ROMPENDO O PACTO DO SILÊNCIO
Adriana Kunrath, Rachel Mello, Luciana Kruse
Uma das tantas coisas que a pandemia desvelou foi a grande desigualdade entre mulheres e homens quanto às atividades domésticas e cuidados em geral com filhos e familiares. As mulheres são as mais sobrecarregadas e as que mais se ativam nas tarefas domésticas e de cuidado. A estimativa é que as mulheres gastem 10 horas a mais do que os homens nas tarefas domésticas por semana (pesquisa IBGE/2020). Claro que há as honrosas exceções, mas, por ora, estão a confirmar a regra.
Mulheres amamentando em frente às câmeras de seus notebooks durante reuniões de trabalho, cancelamentos de compromissos profissionais por absoluta impossibilidade de conciliar casa, filhos e outras tarefas de cuidado. A pandemia revelou situações que antes estavam escondidas e que, por total desinteresse da máquina produtiva, jamais vieram à tona. Podemos debatê-las, acompanhar lives tratando do assunto, mas com a condição de que as mulheres continuem dando conta de cuidar da casa, dos filhos, da família, do trabalho. Falem, discutam, desde que continuem produzindo, cuidando, limpando e organizando. Não rompam o pacto do silêncio!
Não fosse isso, apesar de, em muitos lares brasileiros, as mulheres serem o arrimo de família (45% em 2015, dados IPEA), elas recebem 77,7% do salário pago aos homens (pesquisa IBGE março/2021).

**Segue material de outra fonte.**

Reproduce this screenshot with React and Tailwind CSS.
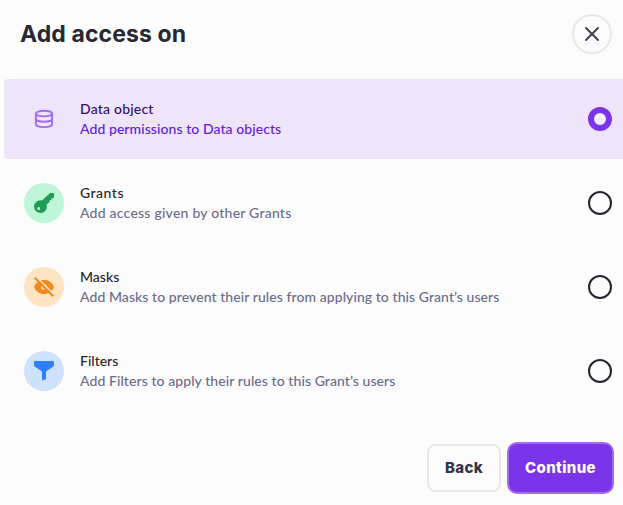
import React from "react";

function DatabaseIcon() {
  return (
    <svg width="20" height="20" viewBox="0 0 20 20" fill="none" stroke="#a06cf0" strokeWidth="1.9">
      <ellipse cx="10" cy="4.6" rx="8.1" ry="2.8" />
      <path d="M1.9 4.6v10.7c0 1.6 3.6 2.8 8.1 2.8s8.1-1.2 8.1-2.8V4.6M1.9 9.9c0 1.6 3.6 2.8 8.1 2.8s8.1-1.2 8.1-2.8" />
    </svg>
  );
}

function KeyIcon() {
  return (
    <svg width="20" height="20" viewBox="0 0 20 20" fill="#1f9d55">
      <path
        fillRule="evenodd"
        d="M16.2 0H19.4Q20 0 20 .6V4L18.9 5.6L17.5 5.1L17.4 7.3L15.8 6.9L15.6 9.1L12.5 11.6C13.2 13.8 12.8 15.9 11.3 17.8C9.1 20.3 5 20.8 2.4 18.6C-.4 16.2-.8 12.1 1.7 9.5C3.5 7.6 5.8 7 8 7.4ZM4.7 14A1.5 1.5 0 1 0 4.7 17A1.5 1.5 0 1 0 4.7 14Z"
      />
    </svg>
  );
}

function EyeOffIcon() {
  return (
    <svg width="20" height="20" viewBox="0 0 20 20">
      <path
        fill="#f18a20"
        fillRule="evenodd"
        d="M10 3C14.6 3 18.4 5.7 20 10C18.4 14.3 14.6 17 10 17S1.6 14.3 0 10C1.6 5.7 5.4 3 10 3ZM10 7.2A2.8 2.8 0 1 0 10 12.8A2.8 2.8 0 1 0 10 7.2Z"
      />
      <path d="M1.6-.8L20.8 18.4" stroke="#ffe4c2" strokeWidth="1.6" />
      <path d="M.8.8L19.2 19.2" stroke="#f18a20" strokeWidth="2.2" />
    </svg>
  );
}

function FilterIcon() {
  return (
    <svg width="20" height="20" viewBox="0 0 20 20" fill="#2f80f7">
      <path d="M1 0H19Q20 0 20 1V4.2Q20 5 19.3 5.5L12 10.6V17.6Q12 18.1 11.5 18.3L9 19.2Q8 19.5 8 18.6V10.6L.7 5.5Q0 5 0 4.2V1Q0 0 1 0Z" />
    </svg>
  );
}

const options = [
  {
    title: "Data object",
    text: "Add permissions to Data objects",
    icon: <DatabaseIcon />,
    selected: true,
    circle: "",
    titleTracking: "tracking-[0.2px]",
    textTracking: "tracking-[0.07px]",
  },
  {
    title: "Grants",
    text: "Add access given by other Grants",
    icon: <KeyIcon />,
    circle: "bg-[#bff6d8]",
    titleTracking: "tracking-[0.5px]",
    textTracking: "tracking-[0.23px]",
  },
  {
    title: "Masks",
    text: "Add Masks to prevent their rules from applying to this Grant’s users",
    icon: <EyeOffIcon />,
    circle: "bg-[#ffe4c2]",
    titleTracking: "tracking-[0px]",
    textTracking: "tracking-[0.07px]",
  },
  {
    title: "Filters",
    text: "Add Filters to apply their rules to this Grant’s users",
    icon: <FilterIcon />,
    circle: "bg-[#cfe2fd]",
    titleTracking: "tracking-[0px]",
    textTracking: "tracking-[0.08px]",
  },
];

function Option({ option }) {
  const { title, text, icon, selected, circle, titleTracking, textTracking } = option;
  return (
    <div
      className={`flex h-20 items-center rounded-l pr-[11px] pl-5 ${selected ? "bg-[#eee5fa]" : ""}`}
    >
      <div className={`flex size-10 shrink-0 items-center justify-center rounded-full ${circle}`}>{icon}</div>
      <div className="ml-4 flex-1 text-sm leading-5 font-medium whitespace-nowrap">
        <div className={selected ? "text-[#2e1065]" : "text-[#24242e]"}>
          <span className={titleTracking}>{title}</span>
        </div>
        <div className={selected ? "text-[#6518dc]" : "text-[#6d6b8a]"}>
          <span className={textTracking}>{text}</span>
        </div>
      </div>
      <span
        className={`size-6 shrink-0 rounded-full ${
          selected ? "border-[6px] border-[#7a35e8] bg-[#f6effe]" : "border-2 border-[#24242e]"
        }`}
      />
    </div>
  );
}

export default function App() {
  return (
    <div className="h-[505px] w-[623px] overflow-hidden bg-[#fcfcfc] font-['Lato',sans-serif]">
      <header className="flex h-[79px] items-start justify-between pt-3.5 pr-[11px] pl-5">
        <h1 className="font-['Inter',sans-serif] text-[23px] leading-10 font-bold text-[#282832]">
          <span className="tracking-[0.1px]">Add access on</span>
        </h1>
        <button className="flex size-10 items-center justify-center rounded-full border-2 border-[#e8e8e9]">
          <svg width="14" height="14" viewBox="0 0 14 14" stroke="#3c3a4c" strokeWidth="1.8" strokeLinecap="round">
            <path d="M1 1L13 13M13 1L1 13" />
          </svg>
        </button>
      </header>
      <main className="flex flex-col gap-1 pl-1">
        {options.map((option) => (
          <Option key={option.title} option={option} />
        ))}
      </main>
      <footer className="mt-[31px] flex items-center justify-end gap-1.5 pr-[9px] font-['Inter',sans-serif] text-[15px] font-extrabold">
        <button className="h-12 w-[74px] rounded-lg border-2 border-[#e8e8e9] text-[#36344a]">
          <span className="tracking-[0.3px]">Back</span>
        </button>
        <button className="h-[52px] w-[107px] rounded-[10px] border-2 border-[#a06cf0] bg-[#7a35e8] text-white">
          <span className="tracking-[0.35px]">Continue</span>
        </button>
      </footer>
    </div>
  );
}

O isolamento social e o confinamento adotados como medida de saúde para o enfrentamento da covid-19 elevou a tensão, ocasionando um aumento de 50% nos casos de violência doméstica em face das mulheres no Brasil (artigo publicado em www.sejus.df.gov.br). E aqui o pacto do silêncio é ainda mais cruel, porque como “em briga de marido e mulher ninguém mete a colher”, muitas mulheres acabam assassinadas pelos companheiros.
Nesse 08 de março de 2022, porém, queremos romper o pacto de silêncio, assim como fizeram as mulheres no início do século XX, nos Estados Unidos e na Europa, ao tomarem às ruas em protestos por condições dignas de trabalho.
Romper o silêncio não é “mi-mi-mi”. Romper o silêncio é reconhecer as situações de desigualdade, discriminação e violência que as mulheres vivenciam ao longo dos anos no ambiente familiar e social; é discutir e implementar políticas que efetivamente promovam a igualdade e coíbam a violência em razão do gênero.
No âmbito do Poder Judiciário, foi lançado pelo CNJ, em outubro de 2021, o Protocolo para Julgamento com Perspectiva de Gênero, cujo objetivo é guiar juízas e juízes dos diversos ramos da Justiça, para que realizem o direito à igualdade e à não discriminação de todas as pessoas, de sorte que, no exercício da jurisdição, não promovam a repetição de estereótipos, tampouco a perpetuação de diferenças, rompendo assim com culturas de discriminação, preconceitos e violência.
Nós, mulheres, esperamos que o protocolo se torne um poderoso instrumento de transformação social. Chega de violência! Chega de discriminação! Chega de preconceitos! Precisamos falar de gênero. Precisamos romper o silêncio.